Below is Goulden’s list of EMC commitments with my thoughts and analysis:
- Delivering the high quality customer experience you expect from EMC, including our customary commitment to support all current products as we always have. This qualifies as an essential assurance of continuity, particularly related to EMC’s existing product portfolio. That may seem simplistic, but it’s a critical issue for customers who have made substantial investments in EMC hardware and software solutions. It’s also important if one considers the numerous, all too common past IT industry M&A actions where the acquired company’s portfolios are gutted and/or discarded, leaving its clients holding the bag. Goulden certainly means to assure EMC customers that their investments are and will continue to be safe. But by doing so he is also emphasizing statements by Dell in respect to EMC’s accomplishments, and its plans for EMC to act as the focal point for the combined business’ enterprise-facing strategies, solutions and activities.
- Extending our technology leadership through investment in R&D, including enhancing existing products and roadmaps. This is another statement of assurance, but one focusing on the future of EMC’s existing product lines. The point here is that after the Dell deal is completed, EMC expects to have the means to continue developing and growing its existing product lines, and evolving its roadmap for future features and functionalities. The clear focus on R&D is a critical point to emphasize given the substantial, ongoing investments EMC has made in those areas for years. The subtext here is that Dell understands the value of those R&D efforts and will continue supporting them.
- Preserving our dedication to customer choice (free of lock-in). Some observers may consider this statement tongue in cheek since every vendor prefers customers to stick with its own solutions and technologies. But it’s important to consider in regard to EMC’s longstanding leadership in enterprise storage hardware and software. The company achieved and maintained that success by agnostically supporting other vendors’ solutions, as well as broader heterogeneous data center environments. The same can be said for EMC’s steady stewardship of VMware. But historically, when specialty technologies and firms are acquired by system vendors, the agnostic qualities that once helped them succeed are often subsumed in the acquiring company’s homogeneous go-to-market plans. This commitment suggests that EMC will continue its longstanding agnostic support of other vendors’ platforms, though it’s also likely that Dell will deeply integrate its systems and related solutions to take full advantage of EMC technologies.
- Continuing to enhance our partnerships & technology ecosystems. While simple on its face, parsing the implications of this statement requires understanding how enterprise IT vendors work. Publicly, many vendors like to portray themselves as largely or completely autonomous warriors in the IT market trenches. But in reality, achieving success requires vendors to nurture and maintain relationships with myriad individual partners, and manage complex manufacturing, supply and commercial ecosystems. In the best circumstances, it can be a walk in the park. In the worst, it’s more like walking a high wire in a thunderstorm. EMC fully understands how to negotiate and thrive in both extremes, and intends to continue doing so to its own and its partners’ benefit.

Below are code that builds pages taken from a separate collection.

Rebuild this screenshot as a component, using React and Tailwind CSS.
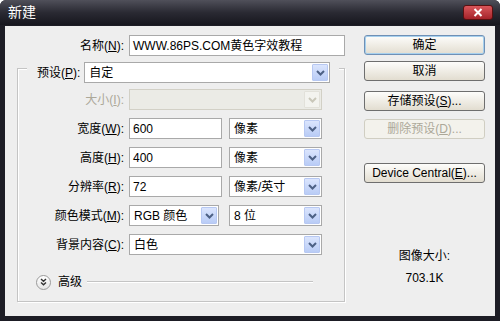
const FONT = { fontFamily: '"Liberation Sans", "Noto Sans CJK SC", sans-serif' }

function U({ children }) {
  return <span className="underline underline-offset-[1px]">{children}</span>
}

function Chevron({ disabled }) {
  return (
    <svg width="9" height="6" viewBox="0 0 9 6">
      <path
        d="M1 1 L4.5 4.5 L8 1"
        fill="none"
        stroke={disabled ? '#c9c7ba' : '#4d6185'}
        strokeWidth="2"
      />
    </svg>
  )
}

function Select({ className, value, disabled }) {
  return (
    <div
      className={`flex h-[21px] items-center border ${
        disabled ? 'border-[#d2d0c6] bg-[#ebebe6]' : 'border-[#a9a9a9] bg-white'
      } ${className}`}
    >
      <span className="flex-1 pl-[4px] text-[12px] leading-none">{value}</span>
      <div
        className={`mr-[1px] flex h-[17px] w-[16px] items-center justify-center rounded-[1px] border ${
          disabled
            ? 'border-[#e2e1da] bg-[#f3f3ef]'
            : 'border-[#b7c8f2] bg-gradient-to-b from-[#dbe5fd] to-[#b9ccf6]'
        }`}
      >
        <Chevron disabled={disabled} />
      </div>
    </div>
  )
}

function Input({ className, value }) {
  return (
    <div
      className={`flex h-[21px] items-center border border-[#a9a9a9] bg-white pl-[3px] text-[12px] ${className}`}
    >
      {value}
    </div>
  )
}

function Label({ className, children, disabled }) {
  return (
    <div
      className={`shrink-0 text-right text-[12px] ${
        disabled ? 'text-[#aca899]' : 'text-black'
      } ${className}`}
    >
      {children}
    </div>
  )
}

function Button({ children, primary, disabled, className }) {
  return (
    <div
      className={`flex h-[20px] w-[121px] items-center justify-center rounded-[3px] border text-[12px] ${
        disabled
          ? 'border-[#d0cec2] bg-[#f3f2ec] text-[#aca899]'
          : primary
          ? 'border-[#6f90b5] bg-gradient-to-b from-[#fdfdfb] to-[#e2ddd0] text-black shadow-[inset_0_0_0_1px_#a6d0ee]'
          : 'border-[#6e6e6e] bg-gradient-to-b from-[#fdfdfb] to-[#e2ddd0] text-black'
      } ${className}`}
    >
      {children}
    </div>
  )
}

function Row({ label, disabled, children }) {
  return (
    <div className="flex h-[21px] items-center">
      <Label className="w-[106px]" disabled={disabled}>
        {label}
      </Label>
      <div className="ml-[5px] flex items-center gap-[7px]">{children}</div>
    </div>
  )
}

export default function App() {
  return (
    <div
      className="flex h-[321px] w-[500px] flex-col overflow-hidden rounded-t-[6px] bg-[#1d1d25]"
      style={FONT}
    >
      {/* title bar */}
      <div className="flex h-[25px] shrink-0 items-center justify-between bg-gradient-to-b from-[#50505a] via-[#2a2a33] to-[#17171e] pl-[8px] pr-[7px]">
        <span className="text-[14px] text-white">新建</span>
        <div className="flex h-[15px] w-[30px] items-center justify-center rounded-[3px] border border-[#5a1010] bg-gradient-to-b from-[#d8555a] to-[#a5222a]">
          <svg width="10" height="9" viewBox="0 0 10 9">
            <path d="M1.5 1 L8.5 8 M8.5 1 L1.5 8" stroke="#fff" strokeWidth="2" />
          </svg>
        </div>
      </div>

      {/* body */}
      <div className="mx-[5px] mb-[5px] mt-[1px] flex flex-1 bg-[#eeeeee]">
        {/* left column */}
        <div className="flex w-[340px] shrink-0 flex-col">
          <div className="mt-[9px] flex h-[21px] items-center">
            <Label className="w-[119px]">
              名称(<U>N</U>):
            </Label>
            <Input className="ml-[5px] w-[217px]" value="WWW.86PS.COM黄色字效教程" />
          </div>

          {/* group box */}
          <div className="ml-[12px] mt-[12px] flex h-[234px] w-[328px] flex-col border border-[#c4c4c4] shadow-[inset_1px_1px_0_#ffffff,1px_1px_0_#ffffff]">
            <div className="-mt-[7px] ml-[9px] flex w-[312px] items-center bg-[#eeeeee] pl-[10px] pr-[4px]">
              <Label>
                预设(<U>P</U>):
              </Label>
              <Select className="ml-[4px] w-[246px]" value="自定" />
            </div>

            <div className="mt-[6px] flex flex-col gap-[8px]">
              <Row label={<>大小(<U>I</U>):</>} disabled>
                <Select className="w-[193px]" value="" disabled />
              </Row>
              <Row label={<>宽度(<U>W</U>):</>}>
                <Input className="w-[93px]" value="600" />
                <Select className="w-[93px]" value="像素" />
              </Row>
              <Row label={<>高度(<U>H</U>):</>}>
                <Input className="w-[93px]" value="400" />
                <Select className="w-[93px]" value="像素" />
              </Row>
              <Row label={<>分辨率(<U>R</U>):</>}>
                <Input className="w-[93px]" value="72" />
                <Select className="w-[93px]" value="像素/英寸" />
              </Row>
              <Row label={<>颜色模式(<U>M</U>):</>}>
                <Select className="w-[90px]" value="RGB 颜色" />
                <Select className="ml-[3px] w-[93px]" value="8 位" />
              </Row>
              <Row label={<>背景内容(<U>C</U>):</>}>
                <Select className="w-[193px]" value="白色" />
              </Row>
            </div>

            <div className="ml-[18px] mt-[18px] flex items-center">
              <div className="flex h-[15px] w-[15px] items-center justify-center rounded-full border border-[#9a9a9a] bg-gradient-to-b from-white to-[#e6e6e6]">
                <svg width="7" height="8" viewBox="0 0 7 8">
                  <path d="M1 1 L3.5 3.3 L6 1 M1 4.5 L3.5 6.8 L6 4.5" fill="none" stroke="#333" strokeWidth="1.4" />
                </svg>
              </div>
              <span className="ml-[7px] text-[12px]">高级</span>
              <div className="ml-[5px] h-[2px] w-[226px] border-y border-t-[#c4c4c4] border-b-white" />
            </div>
          </div>
        </div>

        {/* right column */}
        <div className="ml-[19px] flex flex-col items-center">
          <Button primary className="mt-[9px]">确定</Button>
          <Button className="mt-[6px]">取消</Button>
          <Button className="mt-[10px]">
            存储预设(<U>S</U>)...
          </Button>
          <Button disabled className="mt-[8px]">
            删除预设(<U>D</U>)...
          </Button>
          <Button className="mt-[24px]">
            Device Central(<U>E</U>)...
          </Button>
          <div className="mt-[65px] text-[12px] leading-[16px]">图像大小:</div>
          <div className="mt-[6px] text-[12px] leading-[16px]">703.1K</div>
        </div>
      </div>
    </div>
  )
}
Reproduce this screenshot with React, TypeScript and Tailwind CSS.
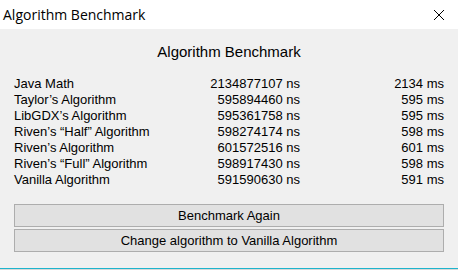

- Listening to customer feedback and communicating updates to you clearly — and often. This statement may seem a bit redundant, but by proactively reaching out – as David Goulden has done in this blog – EMC is acting as a central and responsive information resource for its customers and partners. That’s certainly an important point for those constituencies, but by doing so, the company is also aiming to pre-empt activities by third parties, including competitors and other mischief-makers, who hope to profit from spreading misinformation.
Successfully managing information is central to the success of IT, so it shouldn’t come as a surprise that EMC is moving forcefully to take control of the narrative around its acquisition by Dell. That differs from the vast majority of other IT industry deals in which the company being purchased occupies a position secondary to the acquirer and leaves communications to the primary party.
But along with being the largest-ever acquisition in IT industry history, Dell’s deal for EMC qualifies as a joining of companies of largely equal stature with notable individual strengths. To fully succeed, both will need the willing support of its respective customers and partners.
David Goulden’s blog underscores the important roles that those individuals and organizations will play in the deal’s long-term success. EMC’s five commitments provide assurance that they will not be forgotten or dismissed after the acquisition is done.